RNZ: Jami-Lee Ross launches Advance New Zealand party

Former National MP Jami-Lee Ross has merged his Advance New Zealand party with the Public Party, in the hope its leader will win the seat of Te Tai Tokerau.

That looks like Ross is conceding he has no hope of retaining his Botany seat, and probably also indicates he has been unable to get the 500 members required to register a party.

The Botany MP will co-lead the new party with Billy Te Kahika, who will stand in Te Tai Tokerau.

But there must be close to no chance of Te Kahika winning Te Tai Tokerau.

If he wins it, Ross would make it back into Parliament as a list MP under the coat-tail rule, even if he lost Botany.

Ross said Advance New Zealand would suspend the free trade agreement between New Zealand and China within its first three months and would support Hong Kong and Taiwan in seeking independence.

So a politically toxic MP facing SFO charges who has failed to get a credible party going has joined with a party with even less credibility, best known for it’s support of conspiracy theories, including that Covid-19 is a world order plot.

In what may be virtually a farewell interview yesterday Ross kept refusing to distance himself from the Covid conspiracy.

Ross: “I think there are New Zealanders out there who feel we have lost a lot of rights and freedoms to this Covid-19 issue and there’s questions that are being asked.”

Dann: “But do you believe that it is a bioweapon, man-made, being used against people?”

Ross: “Covid-19 is a real virus and it is impacting people around the world. We have in the situation in New Zealand that we no longer have that virus.”

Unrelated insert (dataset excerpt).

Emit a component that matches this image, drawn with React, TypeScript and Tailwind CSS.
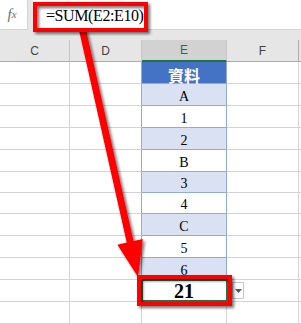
import React from 'react';

type Cell = { v: string; kind: 'head' | 'blue' | 'white' | 'sel' | 'none'; h: string };

const rows: Cell[] = [
  { v: '資料', kind: 'head', h: 'h-[22px]' },
  { v: 'A', kind: 'blue', h: 'h-[22px]' },
  { v: '1', kind: 'white', h: 'h-[22px]' },
  { v: '2', kind: 'blue', h: 'h-[22px]' },
  { v: 'B', kind: 'white', h: 'h-[22px]' },
  { v: '3', kind: 'blue', h: 'h-[21px]' },
  { v: '4', kind: 'white', h: 'h-[21px]' },
  { v: 'C', kind: 'blue', h: 'h-[22px]' },
  { v: '5', kind: 'white', h: 'h-[22px]' },
  { v: '6', kind: 'blue', h: 'h-[22px]' },
  { v: '21', kind: 'sel', h: 'h-[22px]' },
  { v: '', kind: 'none', h: 'h-[22px]' },
];

const eClass = (kind: Cell['kind']) => {
  if (kind === 'head')
    return 'bg-[#4472c4] text-white font-bold text-[16px] leading-[16px] border-r border-b border-[#8eaadb] font-["Noto_Sans_CJK_TC",sans-serif]';
  if (kind === 'blue') return 'bg-[#d9e1f2] text-[14px] leading-[14px] pb-px border-r border-b border-[#8eaadb]';
  if (kind === 'white') return 'bg-white text-[14px] leading-[14px] pb-px border-r border-b border-[#8eaadb]';
  if (kind === 'sel') return 'relative bg-white text-[20px] leading-[20px] font-bold border-r border-b border-[#d4d4d4]';
  return 'border-r border-b border-[#d4d4d4]';
};

const Row = ({ row }: { row: Cell }) => {
  const inTable = row.kind !== 'sel' && row.kind !== 'none';
  return (
    <div className={`flex ${row.h}`}>
      <div className="w-[70px] shrink-0 border-r border-b border-[#d4d4d4]" />
      <div
        className={`w-[72px] shrink-0 border-r border-b border-[#d4d4d4] ${inTable ? 'border-r-[#8eaadb]' : ''}`}
      />
      <div className={`w-[85px] shrink-0 flex items-end justify-center text-black ${eClass(row.kind)}`}>
        {row.v}
        {row.kind === 'sel' && (
          <>
            <div className="absolute -left-px -top-px w-[87px] h-[23px] border-2 border-[#217346]" />
            <div className="absolute left-[90px] top-[2px] w-[12px] h-[17px] bg-white border border-[#c6c6c6] flex items-center justify-center">
              <svg width="7" height="4" viewBox="0 0 7 4">
                <path d="M0 0 L7 0 L3.5 4 Z" fill="#555" />
              </svg>
            </div>
          </>
        )}
      </div>
      <div className="w-[72px] shrink-0 border-r border-b border-[#d4d4d4]" />
      <div className="flex-1 border-b border-[#d4d4d4]" />
    </div>
  );
};

const App = () => {
  return (
    <div className='relative w-[301px] h-[324px] overflow-hidden bg-white font-["Liberation_Serif",serif]'>
      {/* formula bar */}
      <div className="flex h-[40px] bg-[#e6e6e6]">
        <div className="w-[28px] h-[30px] bg-white border-r border-b border-[#d5d5d5] flex items-center justify-center pr-[3px] text-[#6e6e6e] italic text-[15px] leading-none">
          f<span className="text-[11px]">x</span>
        </div>
        <div className="ml-[5px] flex-1 h-[30px] bg-white border-b border-[#d5d5d5] flex items-center pl-[13px] pt-[2px] text-[16px] tracking-[-0.4px] text-black">
          =SUM(E2:E10)
        </div>
      </div>

      {/* column headers */}
      <div className='flex h-[22px] bg-[#e6e6e6] text-[12px] font-["Liberation_Sans",sans-serif] text-[#444]'>
        <div className="w-[70px] shrink-0 flex items-center justify-center border-r border-b border-[#c6c6c6] border-b-[#ababab]">C</div>
        <div className="w-[72px] shrink-0 flex items-center justify-center border-r border-b border-[#c6c6c6] border-b-[#ababab]">D</div>
        <div className="w-[85px] shrink-0 flex items-center justify-center bg-[#d2d2d2] text-[#217346] border-r border-[#c6c6c6] border-b-2 border-b-[#217346]">E</div>
        <div className="w-[72px] shrink-0 flex items-center justify-center border-r border-b border-[#ababab]">F</div>
        <div className="flex-1 border-b border-[#ababab]" />
      </div>

      {rows.map((r, i) => (
        <Row key={i} row={r} />
      ))}

      {/* red annotations */}
      <svg className="absolute inset-0 pointer-events-none" width="301" height="324" viewBox="0 0 301 324">
        <defs>
          <filter id="sh" x="-20%" y="-20%" width="140%" height="140%">
            <feDropShadow dx="2" dy="2" stdDeviation="1.8" floodColor="#000" floodOpacity="0.55" />
          </filter>
        </defs>
        <polygon
          points="79.1,30.8 85.9,29.2 133.5,241.1 142.8,239 138,277 117.4,244.7 126.7,242.6"
          fill="#ff0000"
          filter="url(#sh)"
        />
        <rect x="35" y="4" width="111" height="26" fill="none" stroke="#ff0000" strokeWidth="4" filter="url(#sh)" />
        <rect x="139" y="277" width="91" height="27" fill="none" stroke="#ff0000" strokeWidth="4" filter="url(#sh)" />
      </svg>
    </div>
  );
};

export default App;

Dann: “Is it a man-made virus that is being used as a bioweapon to undermine our democracy? I just want an answer on that question.”

Ross: “Covid-19 is a virus that has been in New Zealand and we have lost a lot of rights.”

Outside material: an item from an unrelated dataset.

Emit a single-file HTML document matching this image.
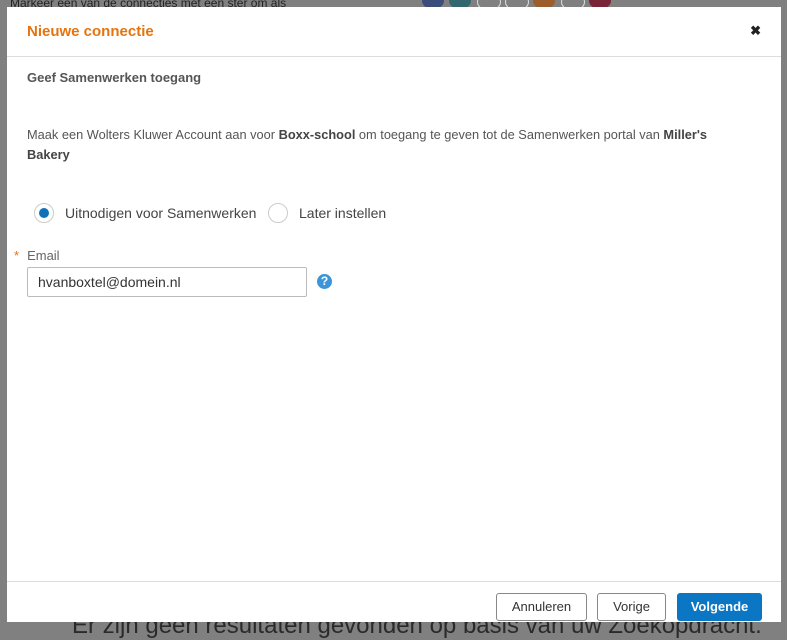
<!DOCTYPE html>
<html><head><meta charset="utf-8"><style>
body{margin:0;width:787px;height:638px;background:#808080;position:relative;overflow:hidden;font-family:"Liberation Sans",Arial,sans-serif}
.bg1{position:absolute;left:10px;top:-4px;font-size:12px;color:#222}
.bg2{position:absolute;left:72px;top:612px;font-size:24px;color:#2a2a2a;white-space:nowrap}
.dot{position:absolute;top:-7px;width:22px;height:16px;border-radius:50%}
.modal{position:absolute;left:7px;top:7px;width:774px;height:615px;background:#fff}
.hd{height:49px;border-bottom:1px solid #dcdcdc;position:relative}
.title{position:absolute;left:20px;top:16px;color:#e5740e;font-size:15px;font-weight:bold}
.x{position:absolute;right:20px;top:16px;font-size:13px;font-weight:bold;color:#222}
.sub{position:absolute;left:20px;top:63px;font-size:13px;font-weight:bold;color:#555}
.desc{position:absolute;left:20px;top:118px;width:720px;font-size:12.8px;line-height:20px;color:#555}
.desc b{color:#444}
.radio{position:absolute;top:196px;width:20px;height:20px;border:1px solid #ccc;border-radius:50%;box-sizing:border-box;background:#fff}
.radio.on::after{content:"";position:absolute;left:4px;top:4px;width:10px;height:10px;border-radius:50%;background:#0f72b8}
.rl{position:absolute;top:198px;font-size:14px;color:#444}
.lab{position:absolute;left:7px;top:241px;font-size:13px;color:#666}
.lab span{color:#e5740e;margin-right:8px}
.inp{position:absolute;left:20px;top:260px;width:280px;height:30px;box-sizing:border-box;border:1px solid #bbb;border-radius:2px;font-size:14px;color:#333;line-height:28px;padding-left:10px}
.help{position:absolute;left:310px;top:267px;width:15px;height:15px;border-radius:50%;background:#3a96d8;color:#fff;font-size:12px;font-weight:bold;text-align:center;line-height:15px}
.ft{position:absolute;left:0;top:574px;width:774px;border-top:1px solid #dcdcdc}
.btn{position:absolute;top:586px;height:28px;box-sizing:border-box;border:1px solid #888;border-radius:3px;font-size:13px;color:#333;text-align:center;line-height:26px;background:#fff}
.btn.p{background:#0a76c4;border-color:#0a76c4;color:#fff;font-weight:bold}
</style></head><body>
<div class="bg1">Markeer één van de connecties met een ster om als</div>
<div class="dot" style="left:422px;background:#3b4d7a"></div>
<div class="dot" style="left:449px;background:#336770"></div>
<div class="dot" style="left:477px;border:1px solid #ddd"></div>
<div class="dot" style="left:505px;border:1px solid #ddd"></div>
<div class="dot" style="left:533px;background:#9c5d2a"></div>
<div class="dot" style="left:561px;border:1px solid #ddd"></div>
<div class="dot" style="left:589px;background:#7a2336"></div>
<div class="bg2">Er zijn geen resultaten gevonden op basis van uw Zoekopdracht.</div>
<div class="modal">
<div class="hd"><div class="title">Nieuwe connectie</div><div class="x">✖</div></div>
<div class="sub">Geef Samenwerken toegang</div>
<div class="desc">Maak een Wolters Kluwer Account aan voor <b>Boxx-school</b> om toegang te geven tot de Samenwerken portal van <b>Miller's<br>Bakery</b></div>
<div class="radio on" style="left:27px"></div><div class="rl" style="left:58px">Uitnodigen voor Samenwerken</div>
<div class="radio" style="left:261px"></div><div class="rl" style="left:292px">Later instellen</div>
<div class="lab"><span>*</span>Email</div>
<div class="inp">hvanboxtel@domein.nl</div>
<div class="help">?</div>
<div class="ft"></div>
<div class="btn" style="left:489px;width:91px">Annuleren</div>
<div class="btn" style="left:590px;width:69px">Vorige</div>
<div class="btn p" style="left:670px;width:85px">Volgende</div>
</div>
</body></html>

Dann: “Sure, but why would you align your party with someone who believes in, frankly, ridiculous conspiracy theories which are an insult to those who are working on the front lines dealing with Covid-19, to the families who have people dying – why would you align yourself with that?”

Ross: “I think its insulting to say that New Zealanders who care about rights and freedoms shouldn’t be listened to or be taken seriously at all. There are people out there who believe that we have lost a lot of rights and freedoms, who believe that our sovereignty over many many years has been eroded.”

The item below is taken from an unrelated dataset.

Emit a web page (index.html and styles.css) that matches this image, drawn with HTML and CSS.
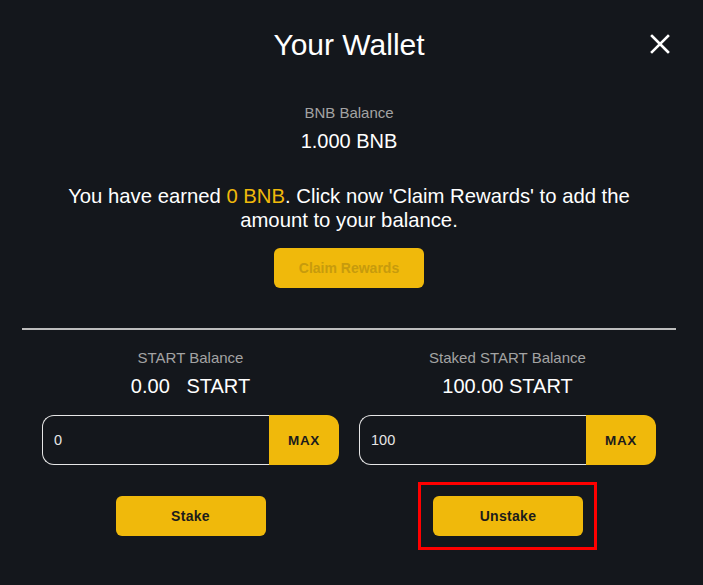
FILE: index.html
```html
<!DOCTYPE html>
<html>
<head>
<meta charset="utf-8">
<link rel="stylesheet" href="styles.css">
</head>
<body>
<div class="modal">
  <header class="header">
    <h1 class="title">Your Wallet</h1>
    <button class="close" aria-label="Close">
      <svg width="20" height="20" viewBox="0 0 20 20"><path d="M2 2 L18 18 M18 2 L2 18" stroke="#fff" stroke-width="2.6" stroke-linecap="square"/></svg>
    </button>
  </header>

  <section class="bnb">
    <div class="label">BNB Balance</div>
    <div class="value">1.000 BNB</div>
    <p class="earned">You have earned <span class="accent">0 BNB</span>. Click now 'Claim Rewards' to add the amount to your balance.</p>
    <button class="btn btn-disabled">Claim Rewards</button>
  </section>

  <hr class="divider">

  <section class="cols">
    <div class="col">
      <div class="label">START Balance</div>
      <div class="value">0.00&nbsp;&nbsp;&nbsp;START</div>
      <div class="field">
        <input class="amount" type="text" value="0">
        <button class="max">MAX</button>
      </div>
      <button class="btn">Stake</button>
    </div>
    <div class="col">
      <div class="label">Staked START Balance</div>
      <div class="value">100.00 START</div>
      <div class="field">
        <input class="amount" type="text" value="100">
        <button class="max">MAX</button>
      </div>
      <span class="highlight"><button class="btn">Unstake</button></span>
    </div>
  </section>
</div>
</body>
</html>
```

FILE: styles.css
```css
html, body {
  margin: 0;
  padding: 0;
  background: #14171c;
  font-family: "Liberation Sans", Arial, sans-serif;
  color: #ffffff;
}

.modal {
  width: 654px;
  margin-left: 22px;
  padding-bottom: 30px;
  display: flex;
  flex-direction: column;
  align-items: center;
}

.header {
  position: relative;
  width: 100%;
  display: flex;
  justify-content: center;
  padding-top: 28px;
}

.title {
  margin: 0;
  font-size: 30px;
  font-weight: 400;
  line-height: 34px;
}

.close {
  position: absolute;
  right: 6px;
  top: 34px;
  background: none;
  border: 0;
  padding: 0;
  width: 20px;
  height: 20px;
  cursor: pointer;
}

.close svg { display: block; }

.bnb {
  display: flex;
  flex-direction: column;
  align-items: center;
  margin-top: 42px;
}

.label {
  font-size: 15px;
  line-height: 17px;
  color: #a3a3a3;
}

.value {
  margin-top: 9px;
  font-size: 20px;
  line-height: 23px;
  color: #ffffff;
  white-space: pre;
}

.earned {
  margin: 31px 0 0;
  width: 620px;
  text-align: center;
  font-size: 20.3px;
  line-height: 24px;
}

.accent { color: #f0b90b; }

.btn {
  width: 150px;
  height: 40px;
  border: 0;
  border-radius: 6px;
  background: #f0b90b;
  color: #1c1c1c;
  font-family: "Liberation Sans", Arial, sans-serif;
  font-weight: 700;
  font-size: 14px;
  letter-spacing: 0.3px;
  cursor: pointer;
  display: block;
}

.bnb .btn { margin-top: 16px; }

.btn-disabled {
  color: #c79b0d;
  letter-spacing: 0;
}

.divider {
  width: 654px;
  height: 2px;
  margin: 40px 0 0;
  border: 0;
  background: #bdbdbd;
}

.cols {
  width: 614px;
  display: grid;
  grid-template-columns: 297px 297px;
  column-gap: 20px;
  align-items: start;
  margin-top: 19px;
}

.col {
  display: flex;
  flex-direction: column;
  align-items: center;
}

.field {
  margin-top: 17px;
  width: 297px;
  height: 50px;
  display: flex;
}

.amount {
  flex: 1;
  min-width: 0;
  box-sizing: border-box;
  height: 50px;
  margin: 0;
  padding: 0 0 0 11px;
  background: transparent;
  border: 1px solid #e6e6e6;
  border-right: 0;
  border-radius: 12px 0 0 12px;
  color: #e6e6e6;
  font-family: "Liberation Sans", Arial, sans-serif;
  font-size: 14.5px;
  outline: none;
}

.max {
  width: 70px;
  height: 50px;
  border: 0;
  border-radius: 0 12px 12px 0;
  background: #f0b90b;
  color: #1c1c1c;
  font-family: "Liberation Sans", Arial, sans-serif;
  font-weight: 700;
  font-size: 13.5px;
  letter-spacing: 0.6px;
  cursor: pointer;
}

.col > .btn { margin-top: 31px; }

.highlight {
  display: block;
  margin-top: 17px;
  padding: 11px 11px 11px 12px;
  border: 3px solid #ff0000;
}
```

Dann: “You’re happy to lend your name – as someone who was the chief whip of National Party – to the Public Party and its policies, be it their scepticism around 5G, 1080, fluoridation, anti-vaxxers – you’re happy to lend your name to that?”

Ross: “When you have been involved in one of those big political parties you see how much of a cult they are and you see how much of a big problem just blindly following what the big political parties are. There’s an opportunity for small parties unite together and challenge the status quo. That’s what this alliance is about… I think there’s going to be some real momentum here.”

Full transcript and audio: Jami-Lee Ross faces Covid-19, China questions after new Advance NZ party alliance

But the chances of joining forces with other small parties doesn’t look great.

From The Spinoff Bulletin:

A quick point about the ‘alliance’ nature of the Advance NZ/NZ Public Party merger: On stage yesterday, Ross reeled off a long string of parties outside parliament, saying they’d still be welcome to join up.

Since then, people in the leadership teams of the Opportunities Party, Outdoors Party, New Conservative and Social Credit (the largest four parties listed by Ross) have all confirmed to me that they’ll be doing nothing of the sort.

Ross and his new party alliance may get a few supporters online but they are likely to need a lot more than that to come anywhere near close to getting into Parliament.